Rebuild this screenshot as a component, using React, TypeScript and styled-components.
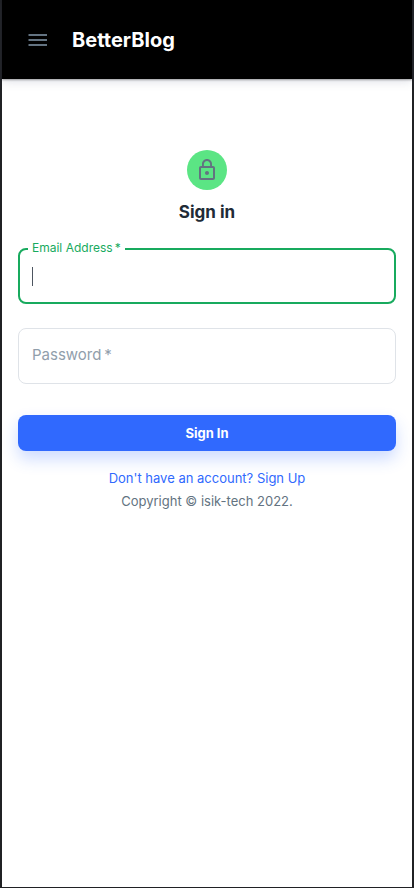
import React, { useState } from "react";
import styled, { createGlobalStyle } from "styled-components";

const GlobalStyle = createGlobalStyle`
  *, *::before, *::after { box-sizing: border-box; }
  body {
    margin: 0;
    background: #202124;
    font-family: Inter, "Open Sans", sans-serif;
    color: #212b36;
  }
`;

const Page = styled.div`
  min-height: 100vh;
  display: flex;
  flex-direction: column;
  background: #ffffff;
  border: solid #202124;
  border-width: 0 2px 1px;
`;

const Header = styled.header`
  display: flex;
  align-items: center;
  gap: 22px;
  height: 79px;
  padding: 0 24px;
  background: #000000;
  box-shadow: 0 1px 2px rgba(0, 0, 0, 0.35), 0 2px 10px rgba(80, 90, 130, 0.2);
`;

const MenuButton = styled.button`
  display: flex;
  padding: 0;
  border: 0;
  background: none;
  color: #637381;
  cursor: pointer;
`;

const Brand = styled.span`
  font-size: 20px;
  line-height: 30px;
  font-weight: 700;
  color: #ffffff;
`;

const Main = styled.main`
  display: flex;
  flex-direction: column;
  align-items: center;
  width: 100%;
  max-width: 444px;
  margin: 0 auto;
  padding: 71px 16px 0;
`;

const Avatar = styled.div`
  display: flex;
  align-items: center;
  justify-content: center;
  width: 40px;
  height: 40px;
  border-radius: 50%;
  background: #5be584;
  color: #637381;
`;

const Title = styled.h1`
  margin: 8px 0 0;
  font-size: 17px;
  line-height: 28px;
  font-weight: 700;
`;

const Form = styled.form`
  display: flex;
  flex-direction: column;
  gap: 24px;
  width: 100%;
  margin-top: 22px;
`;

const Field = styled.div<{ $active?: boolean }>`
  position: relative;
  display: flex;
  height: 56px;
  border-radius: 8px;
  border: ${(p) => (p.$active ? "2px solid #18aa5e" : "1px solid #dfe3e8")};
`;

const Label = styled.label<{ $floating?: boolean }>`
  position: absolute;
  pointer-events: none;
  white-space: nowrap;
  ${(p) =>
    p.$floating
      ? `left: 8px; top: -11px; padding: 0 4px; background: #ffffff;
         font-size: 12px; line-height: 18px; color: #18aa5e;`
      : `left: 13px; top: 14px; font-size: 15px; line-height: 24px; color: #919eab;`}
`;

const Input = styled.input`
  width: 100%;
  padding: 0 14px;
  border: 0;
  border-radius: 8px;
  outline: 0;
  background: transparent;
  font: inherit;
  font-size: 15px;
  color: #212b36;
  caret-color: transparent;
`;

const Caret = styled.span`
  position: absolute;
  left: 12px;
  top: 17px;
  width: 1px;
  height: 19px;
  background: #4d5560;
`;

const SubmitButton = styled.button`
  height: 36px;
  margin-top: 7px;
  border: 0;
  border-radius: 8px;
  background: #3069fe;
  box-shadow: 0 8px 16px rgba(48, 105, 254, 0.24);
  color: #ffffff;
  font: inherit;
  font-size: 13px;
  font-weight: 700;
  cursor: pointer;
`;

const SignUpLink = styled.a`
  margin-top: 16px;
  font-size: 13px;
  line-height: 22px;
  color: #3069fe;
  text-decoration: none;
`;

const Copyright = styled.p`
  margin: 1px 0 0;
  font-size: 13px;
  line-height: 22px;
  color: #637381;
`;

const MenuIcon = () => (
  <svg width="24" height="24" viewBox="0 0 24 24" fill="currentColor" aria-hidden="true">
    <path d="M2.500 6h18.500v2H2.500zM2.500 11h18.500v2H2.500zM2.500 16h18.500v2H2.500z" />
  </svg>
);

const LockIcon = () => (
  <svg width="24" height="24" viewBox="0 0 24 24" fill="currentColor" aria-hidden="true">
    <path d="M12 17c1.1 0 2-.9 2-2s-.9-2-2-2-2 .9-2 2 .9 2 2 2zm6-9h-1V6c0-2.76-2.24-5-5-5S7 3.24 7 6v2H6c-1.1 0-2 .9-2 2v10c0 1.1.9 2 2 2h12c1.1 0 2-.9 2-2V10c0-1.100-.9-2-2-2zM8.900 6c0-1.710 1.390-3.100 3.100-3.100s3.100 1.390 3.100 3.100v2H8.900V6zM18 20H6V10h12v10z" />
  </svg>
);

export default function App() {
  const [email, setEmail] = useState("");
  const [password, setPassword] = useState("");

  return (
    <>
      <GlobalStyle />
      <Page>
        <Header>
          <MenuButton type="button" aria-label="Open menu">
            <MenuIcon />
          </MenuButton>
          <Brand>BetterBlog</Brand>
        </Header>
        <Main>
          <Avatar>
            <LockIcon />
          </Avatar>
          <Title>Sign in</Title>
          <Form onSubmit={(e) => e.preventDefault()}>
            <Field $active>
              <Label htmlFor="email" $floating>
                Email Address&thinsp;*
              </Label>
              <Input
                id="email"
                type="email"
                autoComplete="email"
                required
                autoFocus
                value={email}
                onChange={(e) => setEmail(e.target.value)}
              />
              {email === "" && <Caret />}
            </Field>
            <Field>
              {password === "" ? <Label htmlFor="password">Password&thinsp;*</Label> : null}
              <Input
                id="password"
                type="password"
                autoComplete="current-password"
                aria-label="Password"
                required
                value={password}
                onChange={(e) => setPassword(e.target.value)}
              />
            </Field>
            <SubmitButton type="submit">Sign In</SubmitButton>
          </Form>
          <SignUpLink href="#signup">Don't have an account? Sign Up</SignUpLink>
          <Copyright>Copyright © isik-tech 2022.</Copyright>
        </Main>
      </Page>
    </>
  );
}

=======

**Set problem:**
Copy out the listing exactly as it stands, but not the pictures.

**Reply to the task:**
Rebuild this screenshot as a component, using React, TypeScript and styled-components.
import React, { useState } from "react";
import styled, { createGlobalStyle } from "styled-components";

const GlobalStyle = createGlobalStyle`
  *, *::before, *::after { box-sizing: border-box; }
  body {
    margin: 0;
    background: #202124;
    font-family: Inter, "Open Sans", sans-serif;
    color: #212b36;
  }
`;

const Page = styled.div`
  min-height: 100vh;
  display: flex;
  flex-direction: column;
  background: #ffffff;
  border: solid #202124;
  border-width: 0 2px 1px;
`;

const Header = styled.header`
  display: flex;
  align-items: center;
  gap: 22px;
  height: 79px;
  padding: 0 24px;
  background: #000000;
  box-shadow: 0 1px 2px rgba(0, 0, 0, 0.35), 0 2px 10px rgba(80, 90, 130, 0.2);
`;

const MenuButton = styled.button`
  display: flex;
  padding: 0;
  border: 0;
  background: none;
  color: #637381;
  cursor: pointer;
`;

const Brand = styled.span`
  font-size: 20px;
  line-height: 30px;
  font-weight: 700;
  color: #ffffff;
`;

const Main = styled.main`
  display: flex;
  flex-direction: column;
  align-items: center;
  width: 100%;
  max-width: 444px;
  margin: 0 auto;
  padding: 71px 16px 0;
`;

const Avatar = styled.div`
  display: flex;
  align-items: center;
  justify-content: center;
  width: 40px;
  height: 40px;
  border-radius: 50%;
  background: #5be584;
  color: #637381;
`;

const Title = styled.h1`
  margin: 8px 0 0;
  font-size: 17px;
  line-height: 28px;
  font-weight: 700;
`;

const Form = styled.form`
  display: flex;
  flex-direction: column;
  gap: 24px;
  width: 100%;
  margin-top: 22px;
`;

const Field = styled.div<{ $active?: boolean }>`
  position: relative;
  display: flex;
  height: 56px;
  border-radius: 8px;
  border: ${(p) => (p.$active ? "2px solid #18aa5e" : "1px solid #dfe3e8")};
`;

const Label = styled.label<{ $floating?: boolean }>`
  position: absolute;
  pointer-events: none;
  white-space: nowrap;
  ${(p) =>
    p.$floating
      ? `left: 8px; top: -11px; padding: 0 4px; background: #ffffff;
         font-size: 12px; line-height: 18px; color: #18aa5e;`
      : `left: 13px; top: 14px; font-size: 15px; line-height: 24px; color: #919eab;`}
`;

const Input = styled.input`
  width: 100%;
  padding: 0 14px;
  border: 0;
  border-radius: 8px;
  outline: 0;
  background: transparent;
  font: inherit;
  font-size: 15px;
  color: #212b36;
  caret-color: transparent;
`;

const Caret = styled.span`
  position: absolute;
  left: 12px;
  top: 17px;
  width: 1px;
  height: 19px;
  background: #4d5560;
`;

const SubmitButton = styled.button`
  height: 36px;
  margin-top: 7px;
  border: 0;
  border-radius: 8px;
  background: #3069fe;
  box-shadow: 0 8px 16px rgba(48, 105, 254, 0.24);
  color: #ffffff;
  font: inherit;
  font-size: 13px;
  font-weight: 700;
  cursor: pointer;
`;

const SignUpLink = styled.a`
  margin-top: 16px;
  font-size: 13px;
  line-height: 22px;
  color: #3069fe;
  text-decoration: none;
`;

const Copyright = styled.p`
  margin: 1px 0 0;
  font-size: 13px;
  line-height: 22px;
  color: #637381;
`;

const MenuIcon = () => (
  <svg width="24" height="24" viewBox="0 0 24 24" fill="currentColor" aria-hidden="true">
    <path d="M2.500 6h18.500v2H2.500zM2.500 11h18.500v2H2.500zM2.500 16h18.500v2H2.500z" />
  </svg>
);

const LockIcon = () => (
  <svg width="24" height="24" viewBox="0 0 24 24" fill="currentColor" aria-hidden="true">
    <path d="M12 17c1.1 0 2-.9 2-2s-.9-2-2-2-2 .9-2 2 .9 2 2 2zm6-9h-1V6c0-2.76-2.24-5-5-5S7 3.24 7 6v2H6c-1.1 0-2 .9-2 2v10c0 1.1.9 2 2 2h12c1.1 0 2-.9 2-2V10c0-1.100-.9-2-2-2zM8.900 6c0-1.710 1.390-3.100 3.100-3.100s3.100 1.390 3.100 3.100v2H8.900V6zM18 20H6V10h12v10z" />
  </svg>
);

export default function App() {
  const [email, setEmail] = useState("");
  const [password, setPassword] = useState("");

  return (
    <>
      <GlobalStyle />
      <Page>
        <Header>
          <MenuButton type="button" aria-label="Open menu">
            <MenuIcon />
          </MenuButton>
          <Brand>BetterBlog</Brand>
        </Header>
        <Main>
          <Avatar>
            <LockIcon />
          </Avatar>
          <Title>Sign in</Title>
          <Form onSubmit={(e) => e.preventDefault()}>
            <Field $active>
              <Label htmlFor="email" $floating>
                Email Address&thinsp;*
              </Label>
              <Input
                id="email"
                type="email"
                autoComplete="email"
                required
                autoFocus
                value={email}
                onChange={(e) => setEmail(e.target.value)}
              />
              {email === "" && <Caret />}
            </Field>
            <Field>
              {password === "" ? <Label htmlFor="password">Password&thinsp;*</Label> : null}
              <Input
                id="password"
                type="password"
                autoComplete="current-password"
                aria-label="Password"
                required
                value={password}
                onChange={(e) => setPassword(e.target.value)}
              />
            </Field>
            <SubmitButton type="submit">Sign In</SubmitButton>
          </Form>
          <SignUpLink href="#signup">Don't have an account? Sign Up</SignUpLink>
          <Copyright>Copyright © isik-tech 2022.</Copyright>
        </Main>
      </Page>
    </>
  );
}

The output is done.